The Fansteel Court initially limited discharge to those employees who had violated the law during a strike, but the Supreme Court held in Southern Steamship Co. v. National Labor Relations Board, 316 U.S. 31 (1942), that an employer could discharge an employee for any violation of federal law, whether it occurred during a strike or not. And in NLRB v. Sands Manufacturing Co., 306 U.S. 332 (1939), the Court held that an employer could discipline a striking employee for acts committed away from the job site. The Supreme Court would eventually hold collective work slow-downs, collective refusal to work overtime, and "quickie" strikes equally unlawful.

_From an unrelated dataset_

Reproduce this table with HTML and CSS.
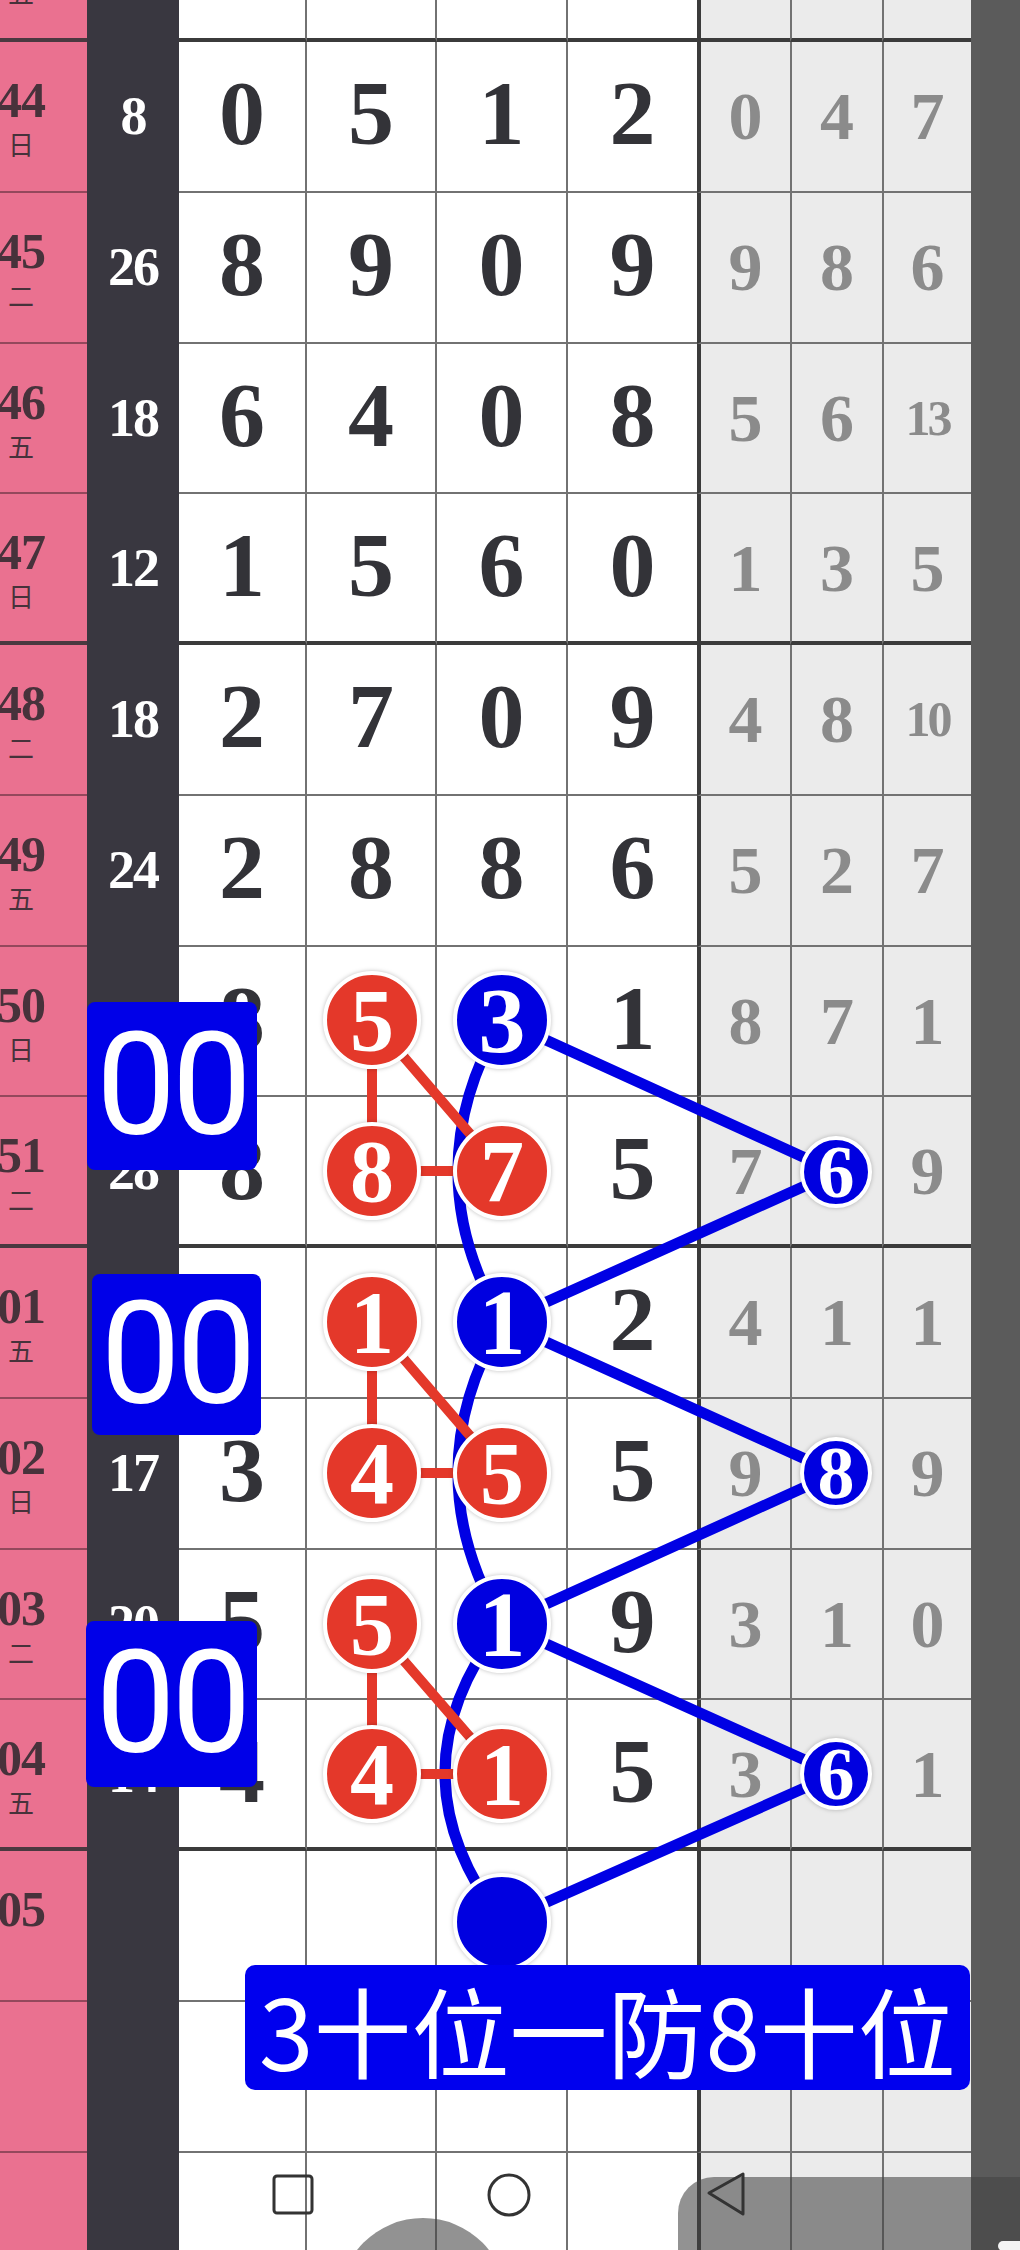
FILE: index.html
```html
<!DOCTYPE html>
<html>
<head>
    <meta charset="utf-8">
    <title>走势图</title>
    <link rel="stylesheet" href="styles.css">
</head>
<body>
    <div class="board">
        <div class="row top end">
            <div class="cell day"><div class="tag"><b>43</b><span>五</span></div></div>
            <div class="cell sum">20</div>
            <div class="cell num">3</div><div class="cell num">6</div><div class="cell num">4</div><div class="cell num">7</div>
            <div class="cell miss">2</div><div class="cell miss">5</div><div class="cell miss">3</div>
            <div class="cell rail"></div>
        </div>
        <div class="row">
            <div class="cell day"><div class="tag"><b>44</b><span>日</span></div></div>
            <div class="cell sum">8</div>
            <div class="cell num">0</div><div class="cell num">5</div><div class="cell num">1</div><div class="cell num">2</div>
            <div class="cell miss">0</div><div class="cell miss">4</div><div class="cell miss">7</div>
            <div class="cell rail"></div>
        </div>
        <div class="row">
            <div class="cell day"><div class="tag"><b>45</b><span>二</span></div></div>
            <div class="cell sum">26</div>
            <div class="cell num">8</div><div class="cell num">9</div><div class="cell num">0</div><div class="cell num">9</div>
            <div class="cell miss">9</div><div class="cell miss">8</div><div class="cell miss">6</div>
            <div class="cell rail"></div>
        </div>
        <div class="row">
            <div class="cell day"><div class="tag"><b>46</b><span>五</span></div></div>
            <div class="cell sum">18</div>
            <div class="cell num">6</div><div class="cell num">4</div><div class="cell num">0</div><div class="cell num">8</div>
            <div class="cell miss">5</div><div class="cell miss">6</div><div class="cell miss small">13</div>
            <div class="cell rail"></div>
        </div>
        <div class="row end">
            <div class="cell day"><div class="tag"><b>47</b><span>日</span></div></div>
            <div class="cell sum">12</div>
            <div class="cell num">1</div><div class="cell num">5</div><div class="cell num">6</div><div class="cell num">0</div>
            <div class="cell miss">1</div><div class="cell miss">3</div><div class="cell miss">5</div>
            <div class="cell rail"></div>
        </div>
        <div class="row">
            <div class="cell day"><div class="tag"><b>48</b><span>二</span></div></div>
            <div class="cell sum">18</div>
            <div class="cell num">2</div><div class="cell num">7</div><div class="cell num">0</div><div class="cell num">9</div>
            <div class="cell miss">4</div><div class="cell miss">8</div><div class="cell miss small">10</div>
            <div class="cell rail"></div>
        </div>
        <div class="row">
            <div class="cell day"><div class="tag"><b>49</b><span>五</span></div></div>
            <div class="cell sum">24</div>
            <div class="cell num">2</div><div class="cell num">8</div><div class="cell num">8</div><div class="cell num">6</div>
            <div class="cell miss">5</div><div class="cell miss">2</div><div class="cell miss">7</div>
            <div class="cell rail"></div>
        </div>
        <div class="row">
            <div class="cell day"><div class="tag"><b>50</b><span>日</span></div></div>
            <div class="cell sum">17</div>
            <div class="cell num">8</div><div class="cell num"></div><div class="cell num"></div><div class="cell num">1</div>
            <div class="cell miss">8</div><div class="cell miss">7</div><div class="cell miss">1</div>
            <div class="cell rail"></div>
        </div>
        <div class="row end">
            <div class="cell day"><div class="tag"><b>51</b><span>二</span></div></div>
            <div class="cell sum">28</div>
            <div class="cell num">8</div><div class="cell num"></div><div class="cell num"></div><div class="cell num">5</div>
            <div class="cell miss">7</div><div class="cell miss"></div><div class="cell miss">9</div>
            <div class="cell rail"></div>
        </div>
        <div class="row">
            <div class="cell day"><div class="tag"><b>01</b><span>五</span></div></div>
            <div class="cell sum">5</div>
            <div class="cell num">1</div><div class="cell num"></div><div class="cell num"></div><div class="cell num">2</div>
            <div class="cell miss">4</div><div class="cell miss">1</div><div class="cell miss">1</div>
            <div class="cell rail"></div>
        </div>
        <div class="row">
            <div class="cell day"><div class="tag"><b>02</b><span>日</span></div></div>
            <div class="cell sum">17</div>
            <div class="cell num">3</div><div class="cell num"></div><div class="cell num"></div><div class="cell num">5</div>
            <div class="cell miss">9</div><div class="cell miss"></div><div class="cell miss">9</div>
            <div class="cell rail"></div>
        </div>
        <div class="row">
            <div class="cell day"><div class="tag"><b>03</b><span>二</span></div></div>
            <div class="cell sum">20</div>
            <div class="cell num">5</div><div class="cell num"></div><div class="cell num"></div><div class="cell num">9</div>
            <div class="cell miss">3</div><div class="cell miss">1</div><div class="cell miss">0</div>
            <div class="cell rail"></div>
        </div>
        <div class="row end">
            <div class="cell day"><div class="tag"><b>04</b><span>五</span></div></div>
            <div class="cell sum">14</div>
            <div class="cell num">4</div><div class="cell num"></div><div class="cell num"></div><div class="cell num">5</div>
            <div class="cell miss">3</div><div class="cell miss"></div><div class="cell miss">1</div>
            <div class="cell rail"></div>
        </div>
        <div class="row">
            <div class="cell day"><div class="tag"><b>05</b></div></div>
            <div class="cell sum"></div>
            <div class="cell num"></div><div class="cell num"></div><div class="cell num"></div><div class="cell num"></div>
            <div class="cell miss"></div><div class="cell miss"></div><div class="cell miss"></div>
            <div class="cell rail"></div>
        </div>
        <div class="row">
            <div class="cell day"></div>
            <div class="cell sum"></div>
            <div class="cell num"></div><div class="cell num"></div><div class="cell num"></div><div class="cell num"></div>
            <div class="cell miss"></div><div class="cell miss"></div><div class="cell miss"></div>
            <div class="cell rail"></div>
        </div>
        <div class="row">
            <div class="cell day"></div>
            <div class="cell sum"></div>
            <div class="cell num"></div><div class="cell num"></div><div class="cell num"></div><div class="cell num"></div>
            <div class="cell miss"></div><div class="cell miss"></div><div class="cell miss"></div>
            <div class="cell rail"></div>
        </div>
    </div>

    <!-- hand drawn marks on top of the chart -->
    <svg class="marks" width="1020" height="2250" viewBox="0 0 1020 2250">
        <g class="blue-line">
            <path d="M502 1020 Q414 1171 502 1322"/>
            <path d="M502 1322 Q414 1473 502 1624"/>
            <path d="M502 1624 Q388 1773 502 1922"/>
            <path d="M502 1020 L836 1172"/>
            <path d="M836 1172 L502 1322"/>
            <path d="M502 1322 L836 1473"/>
            <path d="M836 1473 L502 1624"/>
            <path d="M502 1624 L836 1774"/>
            <path d="M836 1774 L502 1922"/>
        </g>
        <g class="red-line">
            <path d="M372 1020 V1171 H502 M372 1020 L502 1171"/>
            <path d="M372 1322 V1473 H502 M372 1322 L502 1473"/>
            <path d="M372 1624 V1774 H502 M372 1624 L502 1774"/>
        </g>
        <g class="red-ball">
            <circle cx="372" cy="1020" r="47"/><text x="372" y="1050">5</text>
            <circle cx="372" cy="1171" r="47"/><text x="372" y="1201">8</text>
            <circle cx="502" cy="1171" r="47"/><text x="502" y="1201">7</text>
            <circle cx="372" cy="1322" r="47"/><text x="372" y="1352">1</text>
            <circle cx="372" cy="1473" r="47"/><text x="372" y="1503">4</text>
            <circle cx="502" cy="1473" r="47"/><text x="502" y="1503">5</text>
            <circle cx="372" cy="1624" r="47"/><text x="372" y="1654">5</text>
            <circle cx="372" cy="1774" r="47"/><text x="372" y="1804">4</text>
            <circle cx="502" cy="1774" r="47"/><text x="502" y="1804">1</text>
        </g>
        <g class="blue-ball">
            <circle cx="502" cy="1020" r="47"/><text x="502" y="1052">3</text>
            <circle cx="502" cy="1322" r="47"/><text x="502" y="1354">1</text>
            <circle cx="502" cy="1624" r="47"/><text x="502" y="1656">1</text>
            <circle cx="502" cy="1922" r="47"/>
        </g>
        <g class="blue-ball small">
            <circle cx="836" cy="1172" r="34"/><text x="836" y="1197">6</text>
            <circle cx="836" cy="1473" r="34"/><text x="836" y="1498">8</text>
            <circle cx="836" cy="1774" r="34"/><text x="836" y="1799">6</text>
        </g>
    </svg>

    <div class="tag-box box1">00</div>
    <div class="tag-box box2">00</div>
    <div class="tag-box box3">00</div>
    <div class="note">3十位一防8十位</div>

    <!-- system navigation bar -->
    <svg class="navbar" width="1020" height="2250" viewBox="0 0 1020 2250">
        <circle class="ghost" cx="423" cy="2302" r="84"/>
        <rect class="ghost" x="678" y="2177" width="400" height="140" rx="36"/>
        <rect class="pill" x="998" y="2241" width="40" height="10" rx="5"/>
        <rect class="key" x="274" y="2176" width="38" height="37" rx="3"/>
        <circle class="key" cx="509" cy="2195" r="20"/>
        <path class="key" d="M709 2193 L743 2174 L743 2214 Z"/>
    </svg>
</body>
</html>
```

FILE: styles.css
```css
body {
    margin: 0;
    width: 1020px;
    height: 2250px;
    overflow: hidden;
    position: relative;
    background-color: #fff;
    font-family: "Liberation Serif", serif;
}

.board {
    display: flex;
    flex-direction: column;
    margin-top: -110px;
}

.row {
    display: grid;
    grid-template-columns: 87px 92px 128px 130px 131px 129px 93px 92px 89px 49px;
    height: 150.75px;
}
.row.top {
    height: 152px;
}

.cell {
    box-sizing: border-box;
    display: flex;
    align-items: center;
    justify-content: center;
    border-bottom: 2px solid #727272;
    font-weight: 700;
    line-height: 1;
}
.row.end .cell {
    border-bottom: 4px solid #3b3b3b;
}

/* period + weekday column, cut off on the left */
.day {
    display: block;
    overflow: hidden;
    background-color: #ea7190;
    padding-top: 33px;
}
.row .day {
    border-bottom-color: #94485c;
}
.row.end .day {
    border-bottom-color: #4a3940;
}
.tag {
    width: 42px;
    display: flex;
    flex-direction: column;
    align-items: center;
    color: #47323b;
}
.tag b {
    font-size: 50px;
    line-height: 50px;
    letter-spacing: -1px;
}
.tag span {
    margin-top: 6px;
    font-family: "Noto Sans CJK SC", sans-serif;
    font-weight: 400;
    font-size: 26px;
}

.sum {
    background-color: #393740;
    color: #fff;
    font-size: 54px;
    letter-spacing: -2px;
}
.row .sum,
.row.end .sum {
    border-bottom-color: transparent;
}

.num {
    color: #333338;
    font-size: 92px;
    padding-bottom: 6px;
    border-right: 2px solid #727272;
}
.num:nth-child(6) {
    border-right: none;
}

.miss {
    background-color: #ebebeb;
    color: #8b8b8b;
    font-size: 68px;
    border-left: 2px solid #727272;
}
.miss:nth-child(7) {
    border-left: 4px solid #3b3b3b;
}
.miss.small {
    font-size: 50px;
    letter-spacing: -3px;
}

.rail {
    background-color: #5b5b5b;
}
.row .rail,
.row.end .rail {
    border-bottom: none;
}

/* drawing layer */
.marks,
.navbar {
    position: absolute;
    left: 0;
    top: 0;
    pointer-events: none;
}

.blue-line path {
    fill: none;
    stroke: #0000e4;
    stroke-width: 11px;
    stroke-linecap: round;
}
.red-line path {
    fill: none;
    stroke: #e4382a;
    stroke-width: 10px;
}

.red-ball circle,
.blue-ball circle {
    stroke: #fff;
    stroke-width: 4px;
    filter: drop-shadow(0 0 2px rgba(0, 0, 0, 0.25));
}
.red-ball circle {
    fill: #e4382a;
}
.blue-ball circle {
    fill: #0000e0;
}
.red-ball text,
.blue-ball text {
    fill: #fff;
    font-family: "Liberation Serif", serif;
    font-weight: 700;
    text-anchor: middle;
}
.red-ball text {
    font-size: 88px;
}
.blue-ball text {
    font-size: 94px;
}
.blue-ball.small text {
    font-size: 74px;
}

.tag-box {
    position: absolute;
    display: flex;
    align-items: center;
    justify-content: center;
    background-color: #0000e8;
    color: #fff;
    border-radius: 8px;
    font-family: Roboto, "Noto Sans", sans-serif;
    font-size: 142px;
    line-height: 1;
    letter-spacing: -4px;
}
.box1 {
    left: 87px;
    top: 1002px;
    width: 170px;
    height: 168px;
}
.box2 {
    left: 92px;
    top: 1274px;
    width: 169px;
    height: 161px;
}
.box3 {
    left: 86px;
    top: 1621px;
    width: 171px;
    height: 166px;
}

.note {
    position: absolute;
    left: 245px;
    top: 1965px;
    width: 725px;
    height: 125px;
    box-sizing: border-box;
    padding-left: 14px;
    display: flex;
    align-items: center;
    background-color: #0000ee;
    color: #fff;
    border-radius: 10px;
    font-family: "Noto Sans CJK SC", sans-serif;
    font-size: 98px;
    line-height: 1;
    white-space: nowrap;
}

.navbar .ghost {
    fill: rgba(68, 68, 68, 0.58);
}
.navbar .pill {
    fill: #f4f4f4;
}
.navbar .key {
    fill: none;
    stroke: #333;
    stroke-width: 3px;
    stroke-linejoin: round;
}
```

Along with NLRB v. Columbian Enameling & Stamping Co., 306 U.S. 292 (1939) and NLRB v. Sands Manufacturing Co., the decision has been called one of the three most significant NLRB cases since National Labor Relations Board v. Jones & Laughlin Steel Corporation, 301 U.S. 1 (1938) upheld the NLRA's constitutionality. The three cases also expanded the way the Court interpreted the NLRA. Although the justices had previously interpreted the Act solely through the lens of the Commerce Clause (showing strong deference to the Board), now the Court evinced a willingness to apply evidentiary standards to the Board's actions and to impose a less radical interpretation on the law.